16 of 16 people found the following review helpful:
4.0 out of 5 stars
A Holocaust Story as Reflected in the Next Generation's Identity, March 27, 2008
Philippe Grimbert's novella, MEMORY, might more aptly be titled, SELF-DISCOVERY. A best seller and multiple prize winner in France, this short and eminently readable tale recounts in fictional form the author's discovery of his Jewish identity (the family name had been carefully modified from Grinbert to Grimbert by his father) and that of his parents and the rest of his family. Heavily intertwined and propelling the family history of his parents' and grandparents was, of course, the story of Nazi Germany and Vichy France.
At the outset, Philippe is the 98-pound weakling son of parents Maxime and Tania, who are both paragons of physical beauty and athletic skill. Young Philippe sees ever-present disappointment in his father's eyes, so much so that he invents an imaginary and physically robust older brother as his protector. An incident in school during a classroom discussion of the Holocaust leads fifteen year old Philippe into a fight where he is beaten by a much larger classmate. As a result, the family's long-time friend, a woman named Louise, decides to reveal to Philippe the long and complex story of his unknown past.
Needless to say, that past is full of surpises and horrors, at least one of which is reminiscent of Styron's SOPHIE'S CHOICE. Philippe's parents are not entirely who he has believed they were, and he learns further about past family members whom he never knew existed. To say any more would be to reveal spoilers unnecessarily.
Grimbert's novella is neatly packaged, a chronological coming-of-age and coming-of-personal-awareness tale wrapped around Louise's account of the Grinberg/Grimbert family experiences during World War II. Dogs - real, stuffed toy, and buried in a pet cemetery - play a symbolic role in the story, as (perhaps a bit too neatly) does Maxime's and Tania's facility with diving.

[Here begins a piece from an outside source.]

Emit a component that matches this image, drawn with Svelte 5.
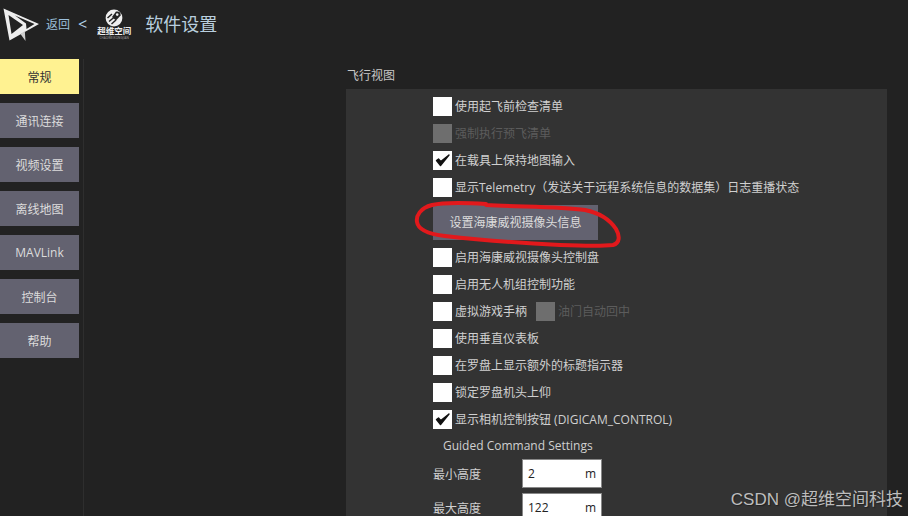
<script>
  const nav = ['常规', '通讯连接', '视频设置', '离线地图', 'MAVLink', '控制台', '帮助'];
  const top = [
    { label: '使用起飞前检查清单' },
    { label: '强制执行预飞清单', disabled: true },
    { label: '在载具上保持地图输入', checked: true },
    { label: '显示Telemetry（发送关于远程系统信息的数据集）日志重播状态' }
  ];
  const bottom = [
    { label: '启用海康威视摄像头控制盘' },
    { label: '启用无人机组控制功能' },
    { label: '虚拟游戏手柄', extra: '油门自动回中' },
    { label: '使用垂直仪表板' },
    { label: '在罗盘上显示额外的标题指示器' },
    { label: '锁定罗盘机头上仰' },
    { label: '显示相机控制按钮 (DIGICAM_CONTROL)', checked: true }
  ];
  const fields = [
    { label: '最小高度', value: '2' },
    { label: '最大高度', value: '122' }
  ];
</script>

{#snippet box(checked, disabled)}
  <span class="box" class:off={disabled}>
    {#if checked}
      <svg viewBox="0 0 19 19" width="19" height="19"><path d="M3.5 9.5 L7.5 14.5 L16 4 L7.8 10.6 L5.5 8 Z" fill="#111" stroke="#111" stroke-width="1.4" stroke-linejoin="round"/></svg>
    {/if}
  </span>
{/snippet}

{#snippet row(item)}
  <div class="row">
    {@render box(item.checked, item.disabled)}
    <span class="lbl" class:dim={item.disabled}>{item.label}</span>
    {#if item.extra}
      <span class="extra">
        {@render box(false, true)}
        <span class="lbl dim">{item.extra}</span>
      </span>
    {/if}
  </div>
{/snippet}

<div class="page">
  <header>
    <svg class="plane" viewBox="0 0 40 42" width="40" height="42">
      <path fill-rule="evenodd" d="M2.5 5.5 L38 21 L8.5 37.5 Z M7.5 12 L10.5 31 L22 22 Z M14 12.5 L25 20.5 L25.5 26 L33.5 21 Z" fill="#eee"/>
      <path d="M19.5 31 L24.5 38 L23.8 28 Z" fill="#cfcfcf"/>
    </svg>
    <span class="back">返回</span>
    <span class="lt">&lt;</span>
    <div class="brand">
      <svg viewBox="0 0 18 18" width="18" height="18">
        <circle cx="9" cy="9" r="8.4" fill="#eee"/>
        <path d="M11 2.5 C14 2 16 3 15.6 6.5 L11 11.5 L7 8 Z" fill="#222"/>
        <path d="M2.5 9 L7 5 M4 12.5 L9.5 8 M6.5 15 L11 11" stroke="#222" stroke-width="1.5"/>
        <circle cx="12.2" cy="5.6" r="1.3" fill="#eee"/>
      </svg>
      <span class="cn">超维空间</span>
      <span class="en">CHAOWEIKONGJIAN</span>
    </div>
    <span class="title">软件设置</span>
  </header>

  <div class="body">
    <nav>
      {#each nav as item, i}
        <div class="nav" class:active={i === 0}>{item}</div>
      {/each}
    </nav>
    <main>
      <div class="heading">飞行视图</div>
      <section>
        {#each top as item}{@render row(item)}{/each}
        <div class="action">设置海康威视摄像头信息</div>
        {#each bottom as item}{@render row(item)}{/each}
        <div class="guided">Guided Command Settings</div>
        {#each fields as f}
          <div class="field">
            <span class="name">{f.label}</span>
            <span class="input"><span>{f.value}</span><span>m</span></span>
          </div>
        {/each}
      </section>
    </main>
  </div>

  <svg class="scribble" viewBox="0 0 908 516" width="908" height="516">
    <path d="M486 204 C470 203 445 202 432 205 C420 208 416 216 417 222 C418 229 428 234 445 236 C480 240 520 243 560 245 C585 246 605 246 613 245 C620 243 620 236 616 229 C610 220 600 213 585 210 C560 206 520 207 486 205" fill="none" stroke="#e2191c" stroke-width="4" stroke-linecap="round"/>
  </svg>
  <div class="mark">CSDN @超维空间科技</div>
</div>

<style>
  :global(body) { margin: 0; background: #222; }
  .page {
    position: relative;
    width: 908px;
    height: 516px;
    overflow: hidden;
    background: #222;
    color: #d0d0d0;
    font: 12px "Open Sans", "Noto Sans CJK SC", sans-serif;
  }
  header {
    display: flex;
    align-items: center;
    height: 48px;
    padding-left: 1px;
  }
  .plane { flex: none; }
  .back { margin-left: 5px; color: #9cc0dc; font-size: 12px; }
  .lt { margin-left: 8px; color: #b4d2e8; font-size: 16px; }
  .brand {
    display: flex;
    flex-direction: column;
    align-items: center;
    width: 36px;
    margin-left: 9px;
    margin-top: 1px;
    line-height: 1;
  }
  .brand .cn { font-size: 8.5px; font-weight: 700; color: #eee; white-space: nowrap; }
  .brand .en { font-size: 3px; color: #aaa; white-space: nowrap; margin-top: 1px; letter-spacing: 0.1px; }
  .title { margin-left: 13px; margin-top: -2px; font-size: 18px; color: #b9cfdf; }
  .body { display: flex; height: 468px; }
  nav {
    flex: none;
    width: 79px;
    padding-top: 11px;
    display: flex;
    flex-direction: column;
    gap: 9px;
  }
  .nav {
    height: 35px;
    display: flex;
    align-items: center;
    justify-content: center;
    background: #636270;
    color: #dcdcdc;
    font-size: 12px;
  }
  .nav.active { background: #fff291; color: #333; }
  main {
    margin-left: 4px;
    margin-top: 11px;
    padding-left: 262px;
    border-left: 1px solid #2e2e2e;
    flex: 1;
  }
  .heading { height: 30px; padding: 10px 0 0 1px; box-sizing: border-box; line-height: 14px; font-size: 12px; color: #c8c8c8; }
  section {
    width: 541px;
    height: 430px;
    background: #333;
    padding: 8px 0 0 87px;
    box-sizing: border-box;
  }
  .row { display: flex; align-items: center; height: 19px; margin-bottom: 8px; }
  .box {
    flex: none;
    width: 19px;
    height: 19px;
    background: #fff;
    display: block;
  }
  .box svg { display: block; }
  .box.off { background: #6e6e6e; }
  .lbl { margin-left: 3px; margin-top: -2px; font-size: 12px; color: #d0d0d0; white-space: nowrap; }
  .lbl.dim { color: #5c5c5c; }
  .extra { display: flex; align-items: center; margin-left: 9px; }
  .action {
    width: 165px;
    height: 35px;
    margin-bottom: 8px;
    padding-bottom: 2px;
    box-sizing: border-box;
    display: flex;
    align-items: center;
    justify-content: center;
    background: #636270;
    color: #dcdcdc;
    font-size: 12px;
  }
  .guided { height: 18px; margin: 0 0 4px 10px; line-height: 18px; font-size: 12px; color: #d0d0d0; }
  .field { display: flex; align-items: center; height: 29px; margin-bottom: 5px; }
  .name { width: 89px; font-size: 12px; }
  .input {
    width: 80px;
    height: 29px;
    box-sizing: border-box;
    display: flex;
    align-items: center;
    justify-content: space-between;
    padding: 0 5px;
    background: #fff;
    border: 1px solid #888;
    color: #222;
    font-size: 12px;
  }
  .scribble { position: absolute; left: 0; top: 0; pointer-events: none; }
  .mark {
    position: absolute;
    right: 5px;
    bottom: 6px;
    font: 17px "Liberation Sans", "Noto Sans CJK SC", sans-serif;
    color: #bdbdbd;
    text-shadow: 1px 1px 1px #222;
    white-space: nowrap;
  }
</style>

One is tempted to argue that the same Holocaust story has been told many times before, just as the Cultural Revolution story from China has been recounted in so many different ways. What can be left still to say? Yet when all is said and done, MEMORY effectively adds another small chapter to the full story and reminds us once again of the devastating choices such horrors force upon both victims and perpetrators. Perhaps what makes this book different is that we see the Holocaust events one generation removed. Grimbert displays their after-effects as imposed on a young man who was not yet born during that turbulent era and who must view everything he learns through a lens that simultaneously informs who he is and corrects his beliefs about who and what he thought he was.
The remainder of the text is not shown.